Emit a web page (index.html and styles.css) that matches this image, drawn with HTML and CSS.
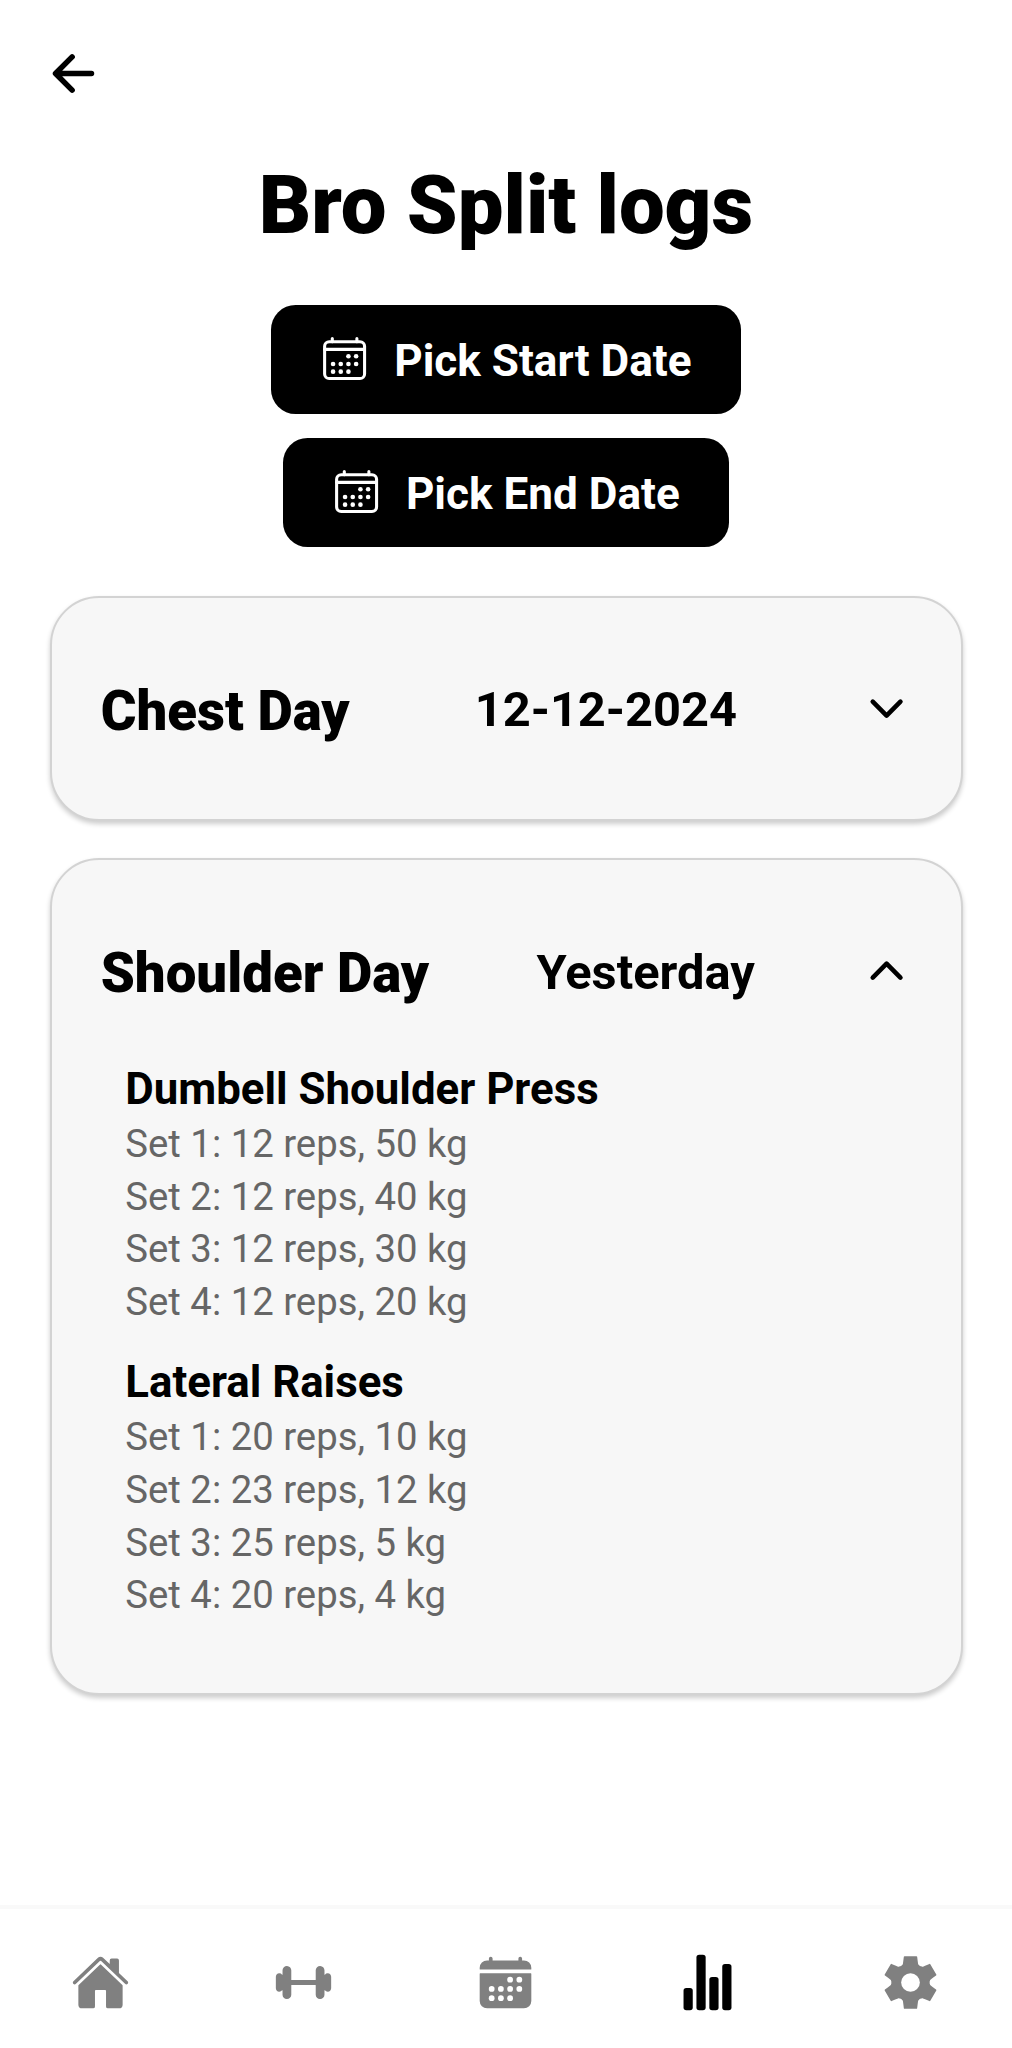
FILE: index.html
```html
<!DOCTYPE html>
<html lang="en">
<head>
<meta charset="utf-8">
<title>Bro Split logs</title>
<link rel="stylesheet" href="styles.css">
</head>
<body>
<svg class="defs" width="0" height="0">
  <symbol id="calendar-outline" viewBox="0 0 512 512">
    <g fill="none" stroke="currentColor" stroke-width="32" stroke-linejoin="round" stroke-linecap="round">
      <rect x="48" y="80" width="416" height="384" rx="48"/>
      <path d="M128 48v32M384 48v32M464 160H48"/>
    </g>
    <g fill="currentColor">
      <circle cx="296" cy="232" r="24"/><circle cx="376" cy="232" r="24"/>
      <circle cx="136" cy="312" r="24"/><circle cx="216" cy="312" r="24"/><circle cx="296" cy="312" r="24"/><circle cx="376" cy="312" r="24"/>
      <circle cx="136" cy="392" r="24"/><circle cx="216" cy="392" r="24"/><circle cx="296" cy="392" r="24"/>
    </g>
  </symbol>
</svg>
<div class="screen">
  <header class="topbar">
    <svg class="icon-lg" viewBox="0 0 512 512" fill="none" stroke="currentColor" stroke-width="48" stroke-linecap="round" stroke-linejoin="round"><path d="M244 400L100 256l144-144M120 256h292"/></svg>
  </header>
  <h1 class="title">Bro Split logs</h1>
  <div class="pickers">
    <button class="picker"><svg class="icon-md"><use href="#calendar-outline"/></svg><span class="picker-label">Pick Start Date</span></button>
    <button class="picker"><svg class="icon-md"><use href="#calendar-outline"/></svg><span class="picker-label">Pick End Date</span></button>
  </div>
  <main class="logs">
    <section class="card">
      <div class="card-head">
        <h2 class="day">Chest Day</h2>
        <span class="date">12-12-2024</span>
        <svg class="icon-md" viewBox="0 0 512 512" fill="none" stroke="currentColor" stroke-width="48" stroke-linecap="round" stroke-linejoin="round"><path d="M112 184l144 144 144-144"/></svg>
      </div>
    </section>
    <section class="card">
      <div class="card-head">
        <h2 class="day">Shoulder Day</h2>
        <span class="date">Yesterday</span>
        <svg class="icon-md" viewBox="0 0 512 512" fill="none" stroke="currentColor" stroke-width="48" stroke-linecap="round" stroke-linejoin="round"><path d="M112 328l144-144 144 144"/></svg>
      </div>
      <div class="exercises">
        <div class="exercise">
          <h3 class="name">Dumbell Shoulder Press</h3>
          <p class="set">Set 1: 12 reps, 50 kg</p>
          <p class="set">Set 2: 12 reps, 40 kg</p>
          <p class="set">Set 3: 12 reps, 30 kg</p>
          <p class="set">Set 4: 12 reps, 20 kg</p>
        </div>
        <div class="exercise">
          <h3 class="name">Lateral Raises</h3>
          <p class="set">Set 1: 20 reps, 10 kg</p>
          <p class="set">Set 2: 23 reps, 12 kg</p>
          <p class="set">Set 3: 25 reps, 5 kg</p>
          <p class="set">Set 4: 20 reps, 4 kg</p>
        </div>
      </div>
    </section>
  </main>
  <nav class="tabs">
    <a class="tab"><svg class="icon-lg" viewBox="0 0 512 512" fill="currentColor"><path d="M261.56 101.28a8 8 0 00-11.06 0L66.4 277.15a8 8 0 00-2.47 5.79L63.9 448a32 32 0 0032 32H192a16 16 0 0016-16V328a8 8 0 018-8h80a8 8 0 018 8v136a16 16 0 0016 16h96.06a32 32 0 0032-32V282.94a8 8 0 00-2.47-5.79z"/><path d="M490.91 244.15l-74.8-71.56V64a16 16 0 00-16-16h-48a16 16 0 00-16 16v32l-57.92-55.38C272.77 35.14 264.71 32 256 32c-8.68 0-16.72 3.14-22.14 8.63l-212.7 203.5c-6.22 6-7 15.87-1.34 22.37A16 16 0 0043 267.56L250.5 69.28a8 8 0 0111.06 0l207.52 198.28a16 16 0 0022.59-.44c6.14-6.36 5.63-16.86-.76-22.97z"/></svg></a>
    <a class="tab"><svg class="icon-lg" viewBox="0 0 512 512" fill="currentColor"><path d="M467 176a29.94 29.94 0 00-25.32 12.5 2 2 0 01-3.64-1.14V150.71c0-20.75-16.34-38.21-37.08-38.7A38 38 0 00362 150v82a2 2 0 01-2 2H152a2 2 0 01-2-2v-81.29c0-20.75-16.34-38.21-37.08-38.7A38 38 0 0074 150v37.38a2 2 0 01-3.64 1.14A29.94 29.94 0 0045 176c-16.3.51-29 14.31-29 30.62v98.72c0 16.31 12.74 30.11 29 30.62a29.94 29.94 0 0025.32-12.5 2 2 0 013.64 1.14v36.69c0 20.75 16.34 38.21 37.08 38.7A38 38 0 00150 362v-82a2 2 0 012-2h208a2 2 0 012 2v81.29c0 20.75 16.34 38.21 37.08 38.7A38 38 0 00438 362v-37.38a2 2 0 013.64-1.14A29.94 29.94 0 00467 336c16.3-.51 29-14.31 29-30.62v-98.72c0-16.31-12.74-30.15-29-30.66z"/></svg></a>
    <a class="tab"><svg class="icon-lg" viewBox="0 0 512 512" fill="currentColor"><path d="M480 128a64 64 0 00-64-64h-16V48.45c0-8.61-6.62-16-15.23-16.43A16 16 0 00368 48v16H144V48.45c0-8.61-6.62-16-15.23-16.43A16 16 0 00112 48v16H96a64 64 0 00-64 64v12a4 4 0 004 4h440a4 4 0 004-4zM32 416a64 64 0 0064 64h320a64 64 0 0064-64V179a3 3 0 00-3-3H35a3 3 0 00-3 3z"/><g fill="#fff"><circle cx="296" cy="232" r="25"/><circle cx="376" cy="232" r="25"/><circle cx="136" cy="312" r="25"/><circle cx="216" cy="312" r="25"/><circle cx="296" cy="312" r="25"/><circle cx="376" cy="312" r="25"/><circle cx="136" cy="392" r="25"/><circle cx="216" cy="392" r="25"/><circle cx="296" cy="392" r="25"/></g></svg></a>
    <a class="tab tab-active"><svg class="icon-lg" viewBox="0 0 512 512" fill="currentColor"><rect x="48" y="304" width="80" height="192" rx="24"/><rect x="160" y="16" width="80" height="480" rx="24"/><rect x="272" y="208" width="80" height="288" rx="24"/><rect x="384" y="96" width="80" height="400" rx="24"/></svg></a>
    <a class="tab"><svg class="icon-lg" viewBox="-88.5 -88.5 177 177" fill="currentColor"><defs><path id="tooth" d="M-26-51L-23-55Q-22-60-20-77Q-19.700-79-18-79H18Q19.700-79 20-77Q22-60 23-55L26-51L0 0z"/></defs><use href="#tooth"/><use href="#tooth" transform="rotate(60)"/><use href="#tooth" transform="rotate(120)"/><use href="#tooth" transform="rotate(180)"/><use href="#tooth" transform="rotate(240)"/><use href="#tooth" transform="rotate(300)"/><circle r="57.500"/><circle r="28" fill="#fff"/></svg></a>
  </nav>
</div>
</body>
</html>
```
FILE: styles.css
```css
* { box-sizing: border-box; margin: 0; padding: 0; }

body {
  background: #fff;
  color: #000;
  font-family: Roboto, "Liberation Sans", sans-serif;
}

.defs { display: block; height: 0; }

.screen {
  display: flex;
  flex-direction: column;
  height: 2048px;
}

.icon-lg { display: block; flex: none; width: 59px; height: 59px; }
.icon-md { display: block; flex: none; width: 49.2px; height: 49.2px; }

.topbar { padding: 44px 44px 0; }

.title {
  margin-top: 54px;
  font-size: 81.4px;
  font-weight: 900;
  line-height: 96px;
  text-align: center;
}

.pickers {
  display: flex;
  flex-direction: column;
  align-items: center;
  gap: 24px;
  margin-top: 51.5px;
}

.picker {
  display: flex;
  align-items: center;
  gap: 24.6px;
  height: 109px;
  padding: 0 49.2px;
  border: 0;
  border-radius: 24.6px;
  background: #000;
  color: #fff;
  font: 700 44.1px/52px Roboto, "Liberation Sans", sans-serif;
}

.picker-label { padding-top: 4px; }

.logs {
  display: flex;
  flex: 1;
  flex-direction: column;
  gap: 37px;
  margin-top: 49px;
  padding: 0 49.5px;
}

.card {
  padding: 49.2px;
  border: 2.46px solid #d3d3d3;
  border-radius: 49.2px;
  background: #f7f7f7;
  box-shadow: 0 3px 5px rgba(0, 0, 0, 0.2);
}

.card-head {
  display: flex;
  align-items: center;
  justify-content: space-between;
  height: 123px;
}

.day { padding-top: 5px; font-size: 54.6px; font-weight: 900; line-height: 64px; }
.date { padding-top: 4px; font-size: 48.8px; font-weight: 700; line-height: 58px; }

.exercises { padding: 29px 24.6px 0; }
.exercise { margin-bottom: 26px; }
.exercise:last-child { margin-bottom: 22.4px; }

.name { font-size: 43.8px; font-weight: 700; line-height: 57px; }
.set { color: #666; font-size: 38.3px; line-height: 52.6px; }

.tabs {
  display: flex;
  height: 143px;
  border-top: 4px solid #f9f9f9;
}

.tab {
  display: flex;
  flex: 1;
  align-items: center;
  justify-content: center;
  padding-top: 8px;
  padding-right: 1px;
  color: #808080;
}

.tab-active { color: #000; }
```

○ ○ ○

• What is asked:
Tally up the lines with the word "styles" in them, and answer with that number by itself.

• Answer to this problem:
3